13.2 Procedures. Except as expressly set forth herein, the referee shall determine the manner in which the reference proceeding is conducted including the time and place of all hearings, the order of presentation of evidence, and all other questions that arise with respect to the course of the reference proceeding. Except for trial, all proceedings and hearings conducted before the referee shall be conducted without a court reporter unless a party requests a court reporter. The party making such a request shall have the obligation to arrange for and pay for the court reporter. Subject to the referee’s power to award costs to the prevailing party, the parties shall equally bear the costs of the court reporter at the trial and the referee’s expenses
13.3 Application of Law. The referee shall determine all issues in accordance with existing California case and statutory law. California rules of evidence applicable to proceedings at law will apply to the reference proceeding. The referee shall be empowered to enter equitable as well as legal relief, to. provide all temporary and/or provisional remedies and to enter equitable orders that shall be binding upon the parties. At the close of the reference proceeding, the referee shall issue a single judgment at disposing of all the claims of the parties that are the subject of the reference. The parties reserve the right (i) to contest or appeal from the final judgment or any appealable order or appealable judgment entered by the referee and (ii) to obtain findings of fact, conclusions of laws, a written statement of decision, and (iii) to move for a new trial or a different judgment, which new trial, if granted, shall be a reference proceeding under this provision.

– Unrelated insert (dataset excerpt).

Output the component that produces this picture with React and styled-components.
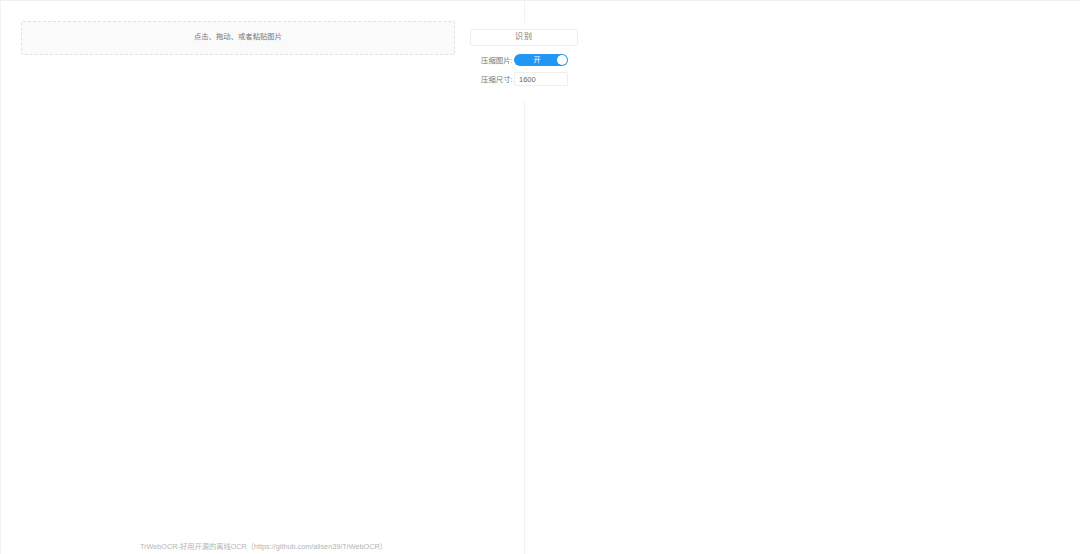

13.4 Repeal. If the enabling legislation which provides for appointment of a referee is repealed (and no successor statute is enacted), any dispute between the parties that would otherwise be determined by the reference procedure herein described will be resolved and determined by arbitration conducted by a retired judge of the Court, in accordance with the California Arbitration Act §1280 through §1294.2 of the CCP as amended from time to time. The limitations with respect to discovery as set forth in this Section shall apply to any such arbitration proceeding.
THE PARTIES RECOGNIZE AND AGREE THAT ALL DISPUTES RESOLVED UNDER THIS REFERENCE PROVISION WILL BE DECIDED BY A REFEREE AND NOT BY A JURY, AND THAT THEY ARE IN EFFECT WAIVING. THEIR RIGHT TO TRIAL BY JURY IN AGREEING TO THIS REFERENCE PROVISION. AFTER CONSULTING (OR HAVING HAD THE OPPORTUNITY TO CONSULT) WITH COUNSEL OF THEIR OWN CHOICE, EACH PARTY KNOWINGLY AND VOLUNTARILY AND FOR THEIR MUTUAL BENEFIT AGREES THAT THIS REFERENCE PROVISION WILL APPLY TO ANY DISPUTE BETWEEN THEM WHICH ARISES OUT OF OR IS RELATED TO THIS AGREEMENT OR THE LOAN DOCUMENTS.”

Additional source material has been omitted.